§ Directions for this task: Write out the material exactly. Do not include the pictures.

START Data extract

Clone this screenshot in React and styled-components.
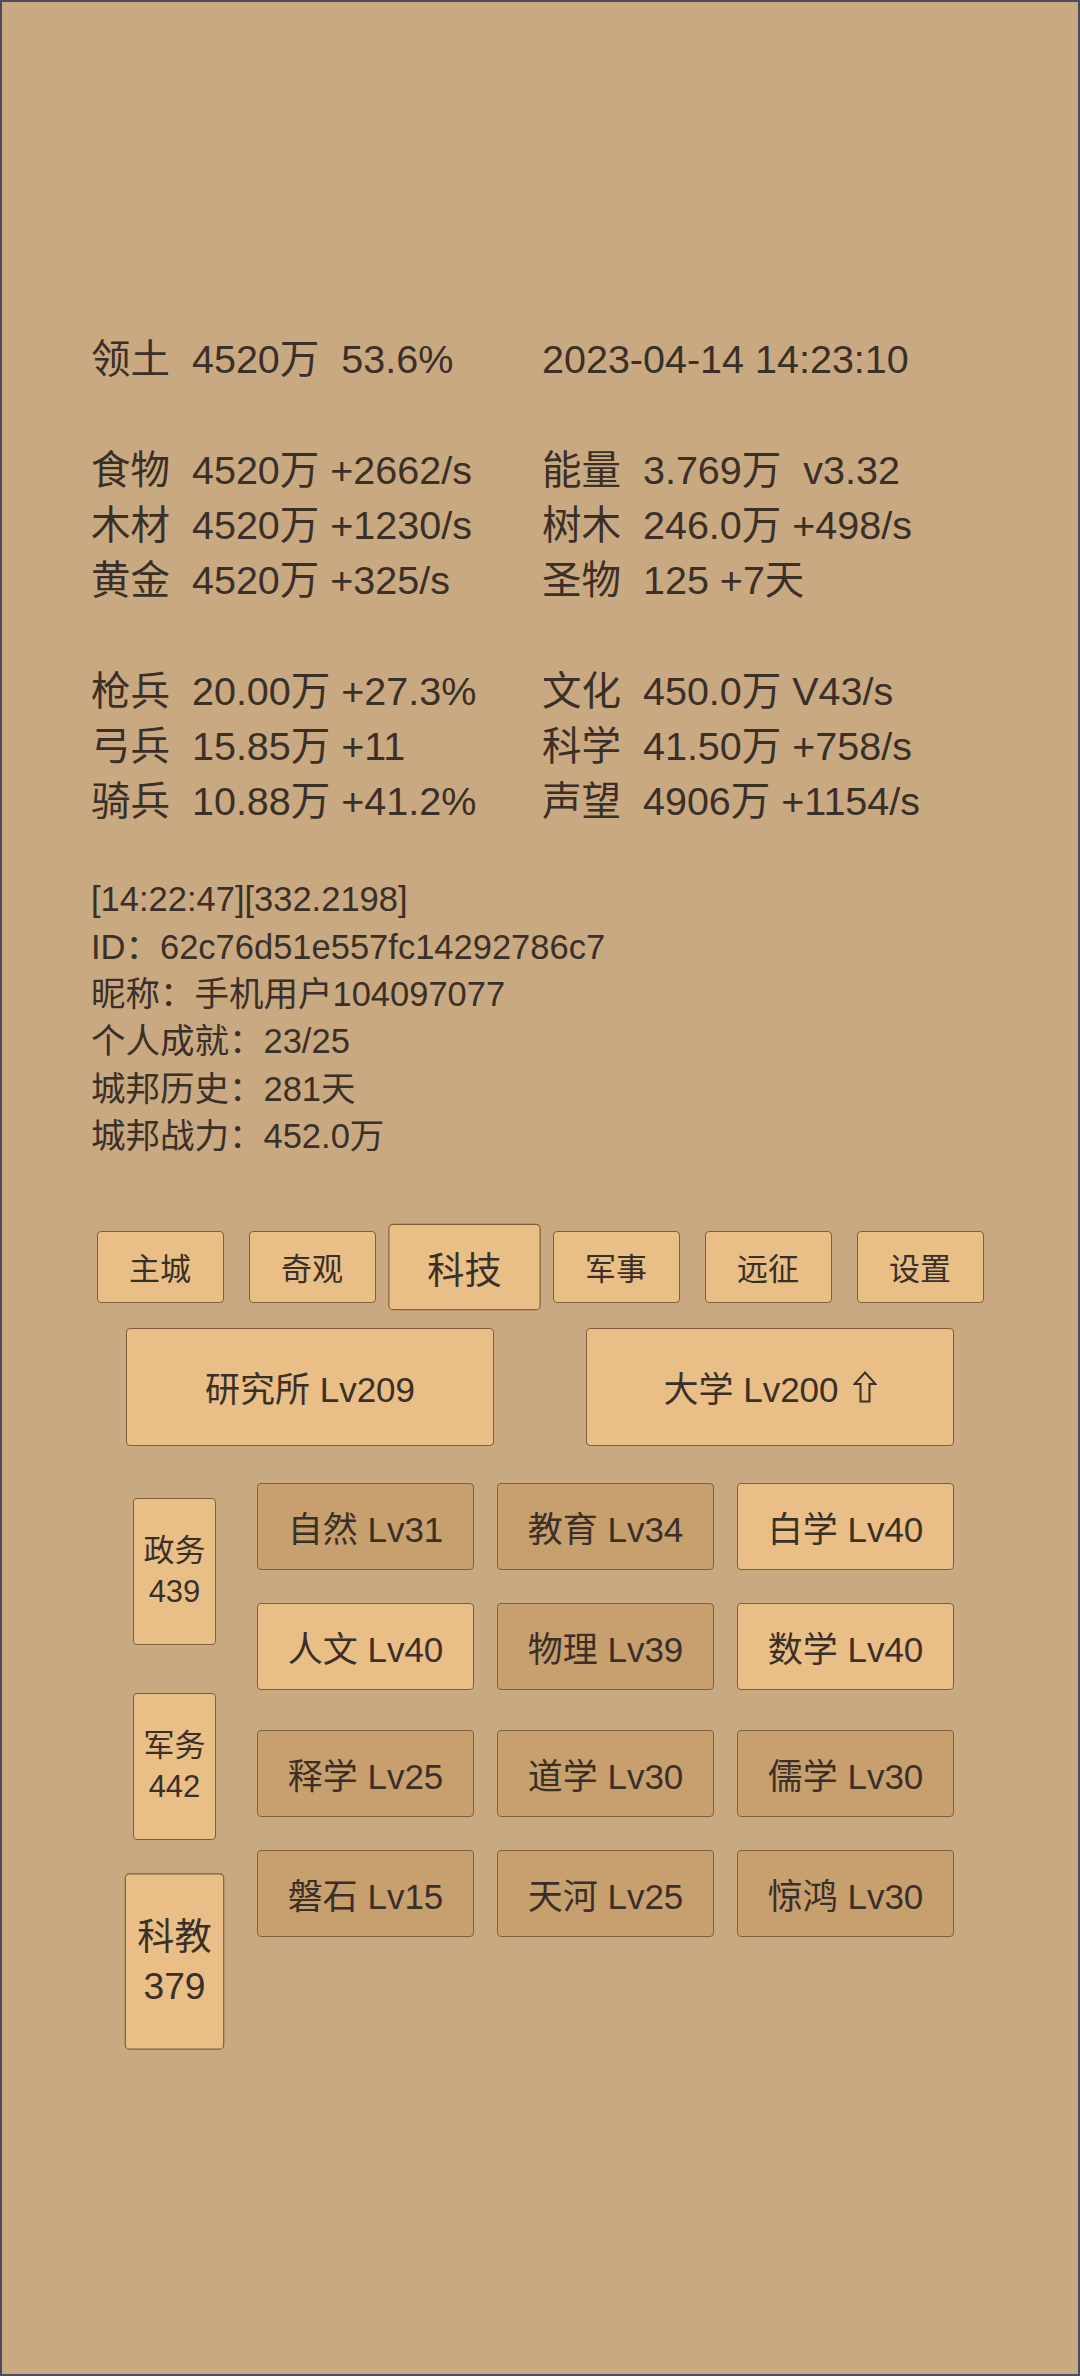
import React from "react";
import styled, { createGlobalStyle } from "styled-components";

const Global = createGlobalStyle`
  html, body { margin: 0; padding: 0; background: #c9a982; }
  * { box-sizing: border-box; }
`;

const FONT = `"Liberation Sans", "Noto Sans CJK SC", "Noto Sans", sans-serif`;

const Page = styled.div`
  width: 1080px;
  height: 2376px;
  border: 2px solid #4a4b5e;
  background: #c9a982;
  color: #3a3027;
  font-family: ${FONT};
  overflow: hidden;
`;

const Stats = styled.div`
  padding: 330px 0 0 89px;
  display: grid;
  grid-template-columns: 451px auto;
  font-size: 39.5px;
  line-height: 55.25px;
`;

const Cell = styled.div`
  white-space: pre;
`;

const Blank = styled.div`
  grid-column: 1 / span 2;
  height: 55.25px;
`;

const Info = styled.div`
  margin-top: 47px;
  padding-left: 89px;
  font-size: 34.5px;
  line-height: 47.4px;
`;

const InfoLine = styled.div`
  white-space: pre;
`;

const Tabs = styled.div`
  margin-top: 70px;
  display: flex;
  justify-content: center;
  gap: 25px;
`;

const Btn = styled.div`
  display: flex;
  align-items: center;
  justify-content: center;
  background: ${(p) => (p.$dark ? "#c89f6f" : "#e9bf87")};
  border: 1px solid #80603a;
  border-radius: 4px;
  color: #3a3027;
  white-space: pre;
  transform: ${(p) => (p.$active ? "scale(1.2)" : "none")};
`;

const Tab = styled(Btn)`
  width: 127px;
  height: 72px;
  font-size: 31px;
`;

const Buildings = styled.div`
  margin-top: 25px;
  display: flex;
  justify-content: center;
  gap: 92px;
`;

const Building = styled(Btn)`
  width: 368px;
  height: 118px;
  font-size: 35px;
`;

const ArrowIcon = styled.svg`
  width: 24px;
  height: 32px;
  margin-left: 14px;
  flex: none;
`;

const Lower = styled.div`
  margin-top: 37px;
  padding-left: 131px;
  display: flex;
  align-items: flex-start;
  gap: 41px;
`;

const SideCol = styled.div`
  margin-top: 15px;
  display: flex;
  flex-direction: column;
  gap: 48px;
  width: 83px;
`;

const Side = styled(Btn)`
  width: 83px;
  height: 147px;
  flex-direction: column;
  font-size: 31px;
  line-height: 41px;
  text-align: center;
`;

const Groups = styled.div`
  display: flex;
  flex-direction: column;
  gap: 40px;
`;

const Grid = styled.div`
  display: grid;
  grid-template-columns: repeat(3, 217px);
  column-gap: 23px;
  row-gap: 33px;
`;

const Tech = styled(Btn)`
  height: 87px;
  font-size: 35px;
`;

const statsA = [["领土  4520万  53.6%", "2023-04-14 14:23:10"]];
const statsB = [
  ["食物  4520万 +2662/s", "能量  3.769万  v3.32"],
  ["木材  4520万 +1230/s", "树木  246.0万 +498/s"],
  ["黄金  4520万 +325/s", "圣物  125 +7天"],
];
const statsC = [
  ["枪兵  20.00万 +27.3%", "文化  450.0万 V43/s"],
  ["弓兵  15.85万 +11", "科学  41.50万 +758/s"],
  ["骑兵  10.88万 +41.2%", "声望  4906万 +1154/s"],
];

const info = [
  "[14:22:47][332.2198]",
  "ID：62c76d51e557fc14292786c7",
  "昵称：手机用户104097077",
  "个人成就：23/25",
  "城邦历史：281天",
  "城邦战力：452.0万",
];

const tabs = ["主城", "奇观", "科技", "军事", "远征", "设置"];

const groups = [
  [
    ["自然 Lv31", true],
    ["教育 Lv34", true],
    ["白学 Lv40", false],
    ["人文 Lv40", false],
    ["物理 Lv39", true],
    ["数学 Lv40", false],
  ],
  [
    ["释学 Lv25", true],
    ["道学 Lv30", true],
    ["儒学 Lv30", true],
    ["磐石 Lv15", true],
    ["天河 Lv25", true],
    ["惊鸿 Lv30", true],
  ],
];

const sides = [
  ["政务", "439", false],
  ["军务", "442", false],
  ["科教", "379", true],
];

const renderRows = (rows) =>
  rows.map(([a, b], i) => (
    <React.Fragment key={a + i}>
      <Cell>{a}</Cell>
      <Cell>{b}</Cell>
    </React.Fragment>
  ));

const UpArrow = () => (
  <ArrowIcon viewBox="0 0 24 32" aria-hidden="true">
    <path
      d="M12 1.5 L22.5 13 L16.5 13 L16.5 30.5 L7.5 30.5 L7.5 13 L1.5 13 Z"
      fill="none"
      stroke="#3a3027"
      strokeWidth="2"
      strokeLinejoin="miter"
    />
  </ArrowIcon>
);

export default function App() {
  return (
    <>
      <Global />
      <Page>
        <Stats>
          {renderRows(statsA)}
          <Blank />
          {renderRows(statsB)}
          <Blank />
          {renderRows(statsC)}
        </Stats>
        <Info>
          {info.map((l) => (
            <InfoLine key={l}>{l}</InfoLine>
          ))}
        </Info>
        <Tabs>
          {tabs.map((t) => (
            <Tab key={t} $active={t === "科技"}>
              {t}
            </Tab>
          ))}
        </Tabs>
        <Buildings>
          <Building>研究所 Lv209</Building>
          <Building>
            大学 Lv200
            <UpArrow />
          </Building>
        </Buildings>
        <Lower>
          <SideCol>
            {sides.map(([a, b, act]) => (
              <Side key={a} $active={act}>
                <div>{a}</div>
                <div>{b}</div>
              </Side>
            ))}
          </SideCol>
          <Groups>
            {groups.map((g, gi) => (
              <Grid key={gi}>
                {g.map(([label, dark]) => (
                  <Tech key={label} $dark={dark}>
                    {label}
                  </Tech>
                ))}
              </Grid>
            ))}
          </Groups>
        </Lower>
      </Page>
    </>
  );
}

END Data extract

§ Exercise answer:
Clone this screenshot in React and styled-components.
import React from "react";
import styled, { createGlobalStyle } from "styled-components";

const Global = createGlobalStyle`
  html, body { margin: 0; padding: 0; background: #c9a982; }
  * { box-sizing: border-box; }
`;

const FONT = `"Liberation Sans", "Noto Sans CJK SC", "Noto Sans", sans-serif`;

const Page = styled.div`
  width: 1080px;
  height: 2376px;
  border: 2px solid #4a4b5e;
  background: #c9a982;
  color: #3a3027;
  font-family: ${FONT};
  overflow: hidden;
`;

const Stats = styled.div`
  padding: 330px 0 0 89px;
  display: grid;
  grid-template-columns: 451px auto;
  font-size: 39.5px;
  line-height: 55.25px;
`;

const Cell = styled.div`
  white-space: pre;
`;

const Blank = styled.div`
  grid-column: 1 / span 2;
  height: 55.25px;
`;

const Info = styled.div`
  margin-top: 47px;
  padding-left: 89px;
  font-size: 34.5px;
  line-height: 47.4px;
`;

const InfoLine = styled.div`
  white-space: pre;
`;

const Tabs = styled.div`
  margin-top: 70px;
  display: flex;
  justify-content: center;
  gap: 25px;
`;

const Btn = styled.div`
  display: flex;
  align-items: center;
  justify-content: center;
  background: ${(p) => (p.$dark ? "#c89f6f" : "#e9bf87")};
  border: 1px solid #80603a;
  border-radius: 4px;
  color: #3a3027;
  white-space: pre;
  transform: ${(p) => (p.$active ? "scale(1.2)" : "none")};
`;

const Tab = styled(Btn)`
  width: 127px;
  height: 72px;
  font-size: 31px;
`;

const Buildings = styled.div`
  margin-top: 25px;
  display: flex;
  justify-content: center;
  gap: 92px;
`;

const Building = styled(Btn)`
  width: 368px;
  height: 118px;
  font-size: 35px;
`;

const ArrowIcon = styled.svg`
  width: 24px;
  height: 32px;
  margin-left: 14px;
  flex: none;
`;

const Lower = styled.div`
  margin-top: 37px;
  padding-left: 131px;
  display: flex;
  align-items: flex-start;
  gap: 41px;
`;

const SideCol = styled.div`
  margin-top: 15px;
  display: flex;
  flex-direction: column;
  gap: 48px;
  width: 83px;
`;

const Side = styled(Btn)`
  width: 83px;
  height: 147px;
  flex-direction: column;
  font-size: 31px;
  line-height: 41px;
  text-align: center;
`;

const Groups = styled.div`
  display: flex;
  flex-direction: column;
  gap: 40px;
`;

const Grid = styled.div`
  display: grid;
  grid-template-columns: repeat(3, 217px);
  column-gap: 23px;
  row-gap: 33px;
`;

const Tech = styled(Btn)`
  height: 87px;
  font-size: 35px;
`;

const statsA = [["领土  4520万  53.6%", "2023-04-14 14:23:10"]];
const statsB = [
  ["食物  4520万 +2662/s", "能量  3.769万  v3.32"],
  ["木材  4520万 +1230/s", "树木  246.0万 +498/s"],
  ["黄金  4520万 +325/s", "圣物  125 +7天"],
];
const statsC = [
  ["枪兵  20.00万 +27.3%", "文化  450.0万 V43/s"],
  ["弓兵  15.85万 +11", "科学  41.50万 +758/s"],
  ["骑兵  10.88万 +41.2%", "声望  4906万 +1154/s"],
];

const info = [
  "[14:22:47][332.2198]",
  "ID：62c76d51e557fc14292786c7",
  "昵称：手机用户104097077",
  "个人成就：23/25",
  "城邦历史：281天",
  "城邦战力：452.0万",
];

const tabs = ["主城", "奇观", "科技", "军事", "远征", "设置"];

const groups = [
  [
    ["自然 Lv31", true],
    ["教育 Lv34", true],
    ["白学 Lv40", false],
    ["人文 Lv40", false],
    ["物理 Lv39", true],
    ["数学 Lv40", false],
  ],
  [
    ["释学 Lv25", true],
    ["道学 Lv30", true],
    ["儒学 Lv30", true],
    ["磐石 Lv15", true],
    ["天河 Lv25", true],
    ["惊鸿 Lv30", true],
  ],
];

const sides = [
  ["政务", "439", false],
  ["军务", "442", false],
  ["科教", "379", true],
];

const renderRows = (rows) =>
  rows.map(([a, b], i) => (
    <React.Fragment key={a + i}>
      <Cell>{a}</Cell>
      <Cell>{b}</Cell>
    </React.Fragment>
  ));

const UpArrow = () => (
  <ArrowIcon viewBox="0 0 24 32" aria-hidden="true">
    <path
      d="M12 1.5 L22.5 13 L16.5 13 L16.5 30.5 L7.5 30.5 L7.5 13 L1.5 13 Z"
      fill="none"
      stroke="#3a3027"
      strokeWidth="2"
      strokeLinejoin="miter"
    />
  </ArrowIcon>
);

export default function App() {
  return (
    <>
      <Global />
      <Page>
        <Stats>
          {renderRows(statsA)}
          <Blank />
          {renderRows(statsB)}
          <Blank />
          {renderRows(statsC)}
        </Stats>
        <Info>
          {info.map((l) => (
            <InfoLine key={l}>{l}</InfoLine>
          ))}
        </Info>
        <Tabs>
          {tabs.map((t) => (
            <Tab key={t} $active={t === "科技"}>
              {t}
            </Tab>
          ))}
        </Tabs>
        <Buildings>
          <Building>研究所 Lv209</Building>
          <Building>
            大学 Lv200
            <UpArrow />
          </Building>
        </Buildings>
        <Lower>
          <SideCol>
            {sides.map(([a, b, act]) => (
              <Side key={a} $active={act}>
                <div>{a}</div>
                <div>{b}</div>
              </Side>
            ))}
          </SideCol>
          <Groups>
            {groups.map((g, gi) => (
              <Grid key={gi}>
                {g.map(([label, dark]) => (
                  <Tech key={label} $dark={dark}>
                    {label}
                  </Tech>
                ))}
              </Grid>
            ))}
          </Groups>
        </Lower>
      </Page>
    </>
  );
}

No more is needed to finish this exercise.